___ Raw data
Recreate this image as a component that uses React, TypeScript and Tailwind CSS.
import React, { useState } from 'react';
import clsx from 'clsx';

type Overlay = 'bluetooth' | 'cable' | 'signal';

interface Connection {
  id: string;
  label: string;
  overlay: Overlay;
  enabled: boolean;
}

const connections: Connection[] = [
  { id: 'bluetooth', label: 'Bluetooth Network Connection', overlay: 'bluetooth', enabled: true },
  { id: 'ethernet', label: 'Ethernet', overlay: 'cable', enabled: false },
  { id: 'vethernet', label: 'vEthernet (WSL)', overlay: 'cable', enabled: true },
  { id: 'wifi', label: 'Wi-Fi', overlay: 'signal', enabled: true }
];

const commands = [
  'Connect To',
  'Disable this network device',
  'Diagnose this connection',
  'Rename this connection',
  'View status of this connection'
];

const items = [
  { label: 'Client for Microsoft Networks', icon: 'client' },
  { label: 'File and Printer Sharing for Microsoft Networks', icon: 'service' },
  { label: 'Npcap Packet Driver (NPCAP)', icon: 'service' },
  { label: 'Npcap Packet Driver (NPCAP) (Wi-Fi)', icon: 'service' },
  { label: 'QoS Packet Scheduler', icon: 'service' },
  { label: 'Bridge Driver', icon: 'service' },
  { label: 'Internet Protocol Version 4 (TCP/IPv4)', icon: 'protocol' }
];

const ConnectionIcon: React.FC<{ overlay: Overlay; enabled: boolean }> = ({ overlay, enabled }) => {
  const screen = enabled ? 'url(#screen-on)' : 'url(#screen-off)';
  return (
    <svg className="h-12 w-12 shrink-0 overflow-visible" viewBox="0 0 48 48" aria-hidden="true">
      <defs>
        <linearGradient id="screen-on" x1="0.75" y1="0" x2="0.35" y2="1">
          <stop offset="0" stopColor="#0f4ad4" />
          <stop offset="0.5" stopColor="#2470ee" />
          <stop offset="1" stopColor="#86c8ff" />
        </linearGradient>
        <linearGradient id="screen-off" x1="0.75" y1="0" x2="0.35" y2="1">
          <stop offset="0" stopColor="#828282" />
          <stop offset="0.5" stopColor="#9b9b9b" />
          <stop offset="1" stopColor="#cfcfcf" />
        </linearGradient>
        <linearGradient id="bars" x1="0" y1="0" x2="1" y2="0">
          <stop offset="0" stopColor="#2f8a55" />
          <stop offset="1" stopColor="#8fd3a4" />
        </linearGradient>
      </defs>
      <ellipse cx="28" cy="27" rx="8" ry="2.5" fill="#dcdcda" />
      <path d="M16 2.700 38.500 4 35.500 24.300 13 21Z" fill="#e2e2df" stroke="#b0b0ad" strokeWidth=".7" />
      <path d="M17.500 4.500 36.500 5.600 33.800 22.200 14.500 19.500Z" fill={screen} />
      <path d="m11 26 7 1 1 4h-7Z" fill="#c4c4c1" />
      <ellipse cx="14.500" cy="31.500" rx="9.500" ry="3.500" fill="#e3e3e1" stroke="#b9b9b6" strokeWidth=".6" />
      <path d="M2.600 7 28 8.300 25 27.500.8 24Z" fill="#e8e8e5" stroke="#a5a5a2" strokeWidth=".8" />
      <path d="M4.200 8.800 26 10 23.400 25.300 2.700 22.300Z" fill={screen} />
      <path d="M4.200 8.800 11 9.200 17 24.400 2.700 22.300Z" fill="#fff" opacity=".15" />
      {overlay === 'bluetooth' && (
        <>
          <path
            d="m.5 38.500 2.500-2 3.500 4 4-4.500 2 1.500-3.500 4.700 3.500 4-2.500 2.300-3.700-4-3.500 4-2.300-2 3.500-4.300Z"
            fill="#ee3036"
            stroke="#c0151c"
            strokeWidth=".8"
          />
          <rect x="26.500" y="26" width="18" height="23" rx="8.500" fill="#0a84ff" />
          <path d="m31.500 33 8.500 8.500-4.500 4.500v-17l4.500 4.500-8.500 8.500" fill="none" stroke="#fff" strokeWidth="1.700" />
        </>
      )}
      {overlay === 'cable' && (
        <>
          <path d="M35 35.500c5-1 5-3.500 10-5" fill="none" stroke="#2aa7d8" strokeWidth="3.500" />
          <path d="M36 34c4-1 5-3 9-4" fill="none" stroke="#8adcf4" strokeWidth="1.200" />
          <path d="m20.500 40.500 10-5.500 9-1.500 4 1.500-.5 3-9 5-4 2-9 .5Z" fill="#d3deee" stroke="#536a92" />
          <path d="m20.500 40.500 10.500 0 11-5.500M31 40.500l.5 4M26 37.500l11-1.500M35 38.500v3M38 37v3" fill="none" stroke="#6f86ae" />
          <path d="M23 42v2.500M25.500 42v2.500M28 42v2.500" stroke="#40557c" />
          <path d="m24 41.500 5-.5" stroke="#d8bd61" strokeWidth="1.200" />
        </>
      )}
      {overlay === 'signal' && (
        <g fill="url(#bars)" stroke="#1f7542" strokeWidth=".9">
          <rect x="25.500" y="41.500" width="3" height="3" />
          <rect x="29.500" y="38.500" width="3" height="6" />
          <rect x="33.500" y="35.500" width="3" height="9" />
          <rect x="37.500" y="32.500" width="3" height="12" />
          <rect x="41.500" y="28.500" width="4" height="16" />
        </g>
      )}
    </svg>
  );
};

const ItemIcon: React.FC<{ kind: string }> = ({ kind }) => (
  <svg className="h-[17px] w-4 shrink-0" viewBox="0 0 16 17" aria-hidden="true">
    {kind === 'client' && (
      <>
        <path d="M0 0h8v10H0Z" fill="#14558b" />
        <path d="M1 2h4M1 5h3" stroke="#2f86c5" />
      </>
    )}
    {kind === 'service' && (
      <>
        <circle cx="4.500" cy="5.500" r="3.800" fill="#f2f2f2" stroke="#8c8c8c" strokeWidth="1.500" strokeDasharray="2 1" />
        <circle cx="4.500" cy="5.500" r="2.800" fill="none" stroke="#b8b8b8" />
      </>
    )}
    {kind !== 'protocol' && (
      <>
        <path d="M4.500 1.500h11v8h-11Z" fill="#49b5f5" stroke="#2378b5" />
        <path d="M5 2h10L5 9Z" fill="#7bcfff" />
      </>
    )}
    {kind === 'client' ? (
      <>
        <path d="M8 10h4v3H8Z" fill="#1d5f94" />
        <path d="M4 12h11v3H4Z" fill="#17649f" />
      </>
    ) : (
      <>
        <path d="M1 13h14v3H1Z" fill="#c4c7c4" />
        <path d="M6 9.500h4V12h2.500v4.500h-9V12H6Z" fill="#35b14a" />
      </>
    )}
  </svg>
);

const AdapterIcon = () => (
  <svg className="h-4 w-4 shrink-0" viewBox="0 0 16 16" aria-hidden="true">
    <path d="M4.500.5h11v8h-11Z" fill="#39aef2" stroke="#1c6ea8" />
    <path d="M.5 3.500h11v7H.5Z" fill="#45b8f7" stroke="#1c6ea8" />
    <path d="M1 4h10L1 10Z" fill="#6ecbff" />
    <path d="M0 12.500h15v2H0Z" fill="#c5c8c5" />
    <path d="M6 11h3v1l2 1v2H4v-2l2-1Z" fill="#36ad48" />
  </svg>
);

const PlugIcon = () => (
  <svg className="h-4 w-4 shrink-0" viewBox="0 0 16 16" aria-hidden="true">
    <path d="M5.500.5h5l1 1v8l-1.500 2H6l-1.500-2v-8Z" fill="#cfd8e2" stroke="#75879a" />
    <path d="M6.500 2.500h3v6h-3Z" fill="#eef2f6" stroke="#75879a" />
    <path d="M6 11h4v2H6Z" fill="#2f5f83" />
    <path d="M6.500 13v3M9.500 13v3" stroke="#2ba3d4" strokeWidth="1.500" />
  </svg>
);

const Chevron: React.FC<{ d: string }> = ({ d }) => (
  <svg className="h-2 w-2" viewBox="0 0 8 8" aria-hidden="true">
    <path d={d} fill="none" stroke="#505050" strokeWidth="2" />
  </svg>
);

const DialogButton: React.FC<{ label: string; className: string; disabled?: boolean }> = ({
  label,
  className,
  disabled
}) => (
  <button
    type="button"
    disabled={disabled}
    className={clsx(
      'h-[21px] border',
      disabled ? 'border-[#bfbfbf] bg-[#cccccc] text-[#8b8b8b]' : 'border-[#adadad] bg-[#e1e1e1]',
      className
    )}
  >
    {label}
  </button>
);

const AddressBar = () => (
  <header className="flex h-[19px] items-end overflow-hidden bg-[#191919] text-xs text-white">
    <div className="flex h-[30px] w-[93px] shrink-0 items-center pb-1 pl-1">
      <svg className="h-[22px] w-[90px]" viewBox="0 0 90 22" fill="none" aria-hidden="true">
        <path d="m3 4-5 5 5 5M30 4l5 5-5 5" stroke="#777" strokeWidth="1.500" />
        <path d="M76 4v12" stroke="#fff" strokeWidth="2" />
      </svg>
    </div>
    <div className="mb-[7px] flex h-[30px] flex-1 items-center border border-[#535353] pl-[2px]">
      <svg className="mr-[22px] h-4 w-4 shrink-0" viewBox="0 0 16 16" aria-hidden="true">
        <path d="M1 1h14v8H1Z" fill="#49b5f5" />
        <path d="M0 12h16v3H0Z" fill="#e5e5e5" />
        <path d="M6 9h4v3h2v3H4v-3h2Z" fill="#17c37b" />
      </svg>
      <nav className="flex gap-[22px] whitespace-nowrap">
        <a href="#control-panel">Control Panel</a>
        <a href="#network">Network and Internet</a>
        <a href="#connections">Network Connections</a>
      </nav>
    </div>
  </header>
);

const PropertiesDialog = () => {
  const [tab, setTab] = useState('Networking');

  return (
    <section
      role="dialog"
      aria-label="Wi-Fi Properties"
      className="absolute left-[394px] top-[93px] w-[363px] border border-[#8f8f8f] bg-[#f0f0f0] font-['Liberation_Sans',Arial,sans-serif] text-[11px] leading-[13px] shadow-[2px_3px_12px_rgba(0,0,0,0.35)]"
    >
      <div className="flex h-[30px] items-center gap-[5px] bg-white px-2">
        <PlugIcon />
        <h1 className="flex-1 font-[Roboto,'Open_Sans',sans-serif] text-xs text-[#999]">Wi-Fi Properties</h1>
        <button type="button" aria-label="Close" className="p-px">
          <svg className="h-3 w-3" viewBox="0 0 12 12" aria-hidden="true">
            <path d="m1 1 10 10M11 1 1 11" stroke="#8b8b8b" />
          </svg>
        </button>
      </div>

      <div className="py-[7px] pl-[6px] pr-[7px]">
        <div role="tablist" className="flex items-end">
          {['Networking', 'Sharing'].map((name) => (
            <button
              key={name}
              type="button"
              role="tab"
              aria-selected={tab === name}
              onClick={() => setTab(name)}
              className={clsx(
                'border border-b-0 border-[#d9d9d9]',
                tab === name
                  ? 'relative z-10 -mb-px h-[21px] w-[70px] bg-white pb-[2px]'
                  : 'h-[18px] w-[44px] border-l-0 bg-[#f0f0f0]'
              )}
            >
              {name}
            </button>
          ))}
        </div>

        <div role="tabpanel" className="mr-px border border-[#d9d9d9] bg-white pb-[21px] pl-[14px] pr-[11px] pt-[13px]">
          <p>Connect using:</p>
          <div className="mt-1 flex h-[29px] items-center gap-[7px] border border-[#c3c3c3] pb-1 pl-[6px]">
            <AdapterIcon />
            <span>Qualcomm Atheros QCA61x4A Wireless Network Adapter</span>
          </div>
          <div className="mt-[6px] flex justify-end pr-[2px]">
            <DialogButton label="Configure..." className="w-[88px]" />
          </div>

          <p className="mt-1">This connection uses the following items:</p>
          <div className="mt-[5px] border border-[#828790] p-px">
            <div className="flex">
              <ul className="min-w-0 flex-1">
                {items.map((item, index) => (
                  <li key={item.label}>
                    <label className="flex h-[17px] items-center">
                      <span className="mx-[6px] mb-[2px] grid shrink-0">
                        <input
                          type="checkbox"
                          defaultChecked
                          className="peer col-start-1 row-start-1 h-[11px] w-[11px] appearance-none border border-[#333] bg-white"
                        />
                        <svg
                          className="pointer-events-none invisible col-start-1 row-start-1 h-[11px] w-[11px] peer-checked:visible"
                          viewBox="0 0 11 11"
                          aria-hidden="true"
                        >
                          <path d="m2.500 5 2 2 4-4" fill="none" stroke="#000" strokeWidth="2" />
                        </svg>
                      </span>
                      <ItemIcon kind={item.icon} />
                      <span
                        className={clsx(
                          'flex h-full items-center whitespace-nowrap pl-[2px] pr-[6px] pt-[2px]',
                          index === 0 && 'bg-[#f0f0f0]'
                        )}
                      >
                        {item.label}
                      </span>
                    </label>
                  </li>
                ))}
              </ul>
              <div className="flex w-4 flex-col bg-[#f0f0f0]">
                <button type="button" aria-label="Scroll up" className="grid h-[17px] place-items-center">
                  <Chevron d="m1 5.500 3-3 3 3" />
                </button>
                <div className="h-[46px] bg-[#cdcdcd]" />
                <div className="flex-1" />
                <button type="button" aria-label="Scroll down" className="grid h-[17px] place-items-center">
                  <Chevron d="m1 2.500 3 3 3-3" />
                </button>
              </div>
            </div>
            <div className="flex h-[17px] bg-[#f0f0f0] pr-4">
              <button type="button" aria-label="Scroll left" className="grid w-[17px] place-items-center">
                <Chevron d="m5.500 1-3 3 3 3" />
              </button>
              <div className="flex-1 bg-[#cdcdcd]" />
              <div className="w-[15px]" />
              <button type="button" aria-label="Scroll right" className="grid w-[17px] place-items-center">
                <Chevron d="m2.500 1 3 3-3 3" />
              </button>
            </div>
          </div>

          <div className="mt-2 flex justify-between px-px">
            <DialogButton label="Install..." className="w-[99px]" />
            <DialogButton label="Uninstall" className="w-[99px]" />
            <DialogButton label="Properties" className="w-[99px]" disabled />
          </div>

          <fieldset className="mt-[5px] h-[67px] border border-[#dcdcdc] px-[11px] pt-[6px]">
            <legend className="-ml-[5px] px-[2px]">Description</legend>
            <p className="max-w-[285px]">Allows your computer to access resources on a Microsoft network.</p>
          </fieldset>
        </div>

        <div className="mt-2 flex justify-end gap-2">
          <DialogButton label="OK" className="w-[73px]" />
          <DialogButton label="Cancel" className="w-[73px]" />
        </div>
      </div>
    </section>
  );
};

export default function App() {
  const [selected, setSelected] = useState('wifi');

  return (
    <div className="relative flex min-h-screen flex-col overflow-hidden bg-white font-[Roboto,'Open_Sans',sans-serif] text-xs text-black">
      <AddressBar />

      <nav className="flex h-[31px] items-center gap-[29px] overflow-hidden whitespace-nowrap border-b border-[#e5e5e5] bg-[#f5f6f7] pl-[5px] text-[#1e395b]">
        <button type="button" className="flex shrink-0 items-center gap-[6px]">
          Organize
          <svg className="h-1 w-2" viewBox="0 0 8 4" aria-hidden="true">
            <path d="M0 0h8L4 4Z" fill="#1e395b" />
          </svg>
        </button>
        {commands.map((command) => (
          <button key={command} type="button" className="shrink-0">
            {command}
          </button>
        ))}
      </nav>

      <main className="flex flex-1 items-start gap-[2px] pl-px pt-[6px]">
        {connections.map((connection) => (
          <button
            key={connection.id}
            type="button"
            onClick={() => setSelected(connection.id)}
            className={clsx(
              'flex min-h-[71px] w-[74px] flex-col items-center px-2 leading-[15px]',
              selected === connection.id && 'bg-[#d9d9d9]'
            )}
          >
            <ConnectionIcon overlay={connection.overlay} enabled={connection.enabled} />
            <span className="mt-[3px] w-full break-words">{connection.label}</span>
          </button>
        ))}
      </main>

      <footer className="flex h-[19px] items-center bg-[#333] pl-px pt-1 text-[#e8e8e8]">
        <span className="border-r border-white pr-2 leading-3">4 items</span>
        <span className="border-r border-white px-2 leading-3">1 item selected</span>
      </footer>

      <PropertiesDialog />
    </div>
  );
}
______
- Task details: From the first line of the listing above to the line with "type Overlay = 'bluetooth'", please transcribe each line exactly, both ends included, and nothing beyond that.

- Response:
Recreate this image as a component that uses React, TypeScript and Tailwind CSS.
import React, { useState } from 'react';
import clsx from 'clsx';

type Overlay = 'bluetooth' | 'cable' | 'signal';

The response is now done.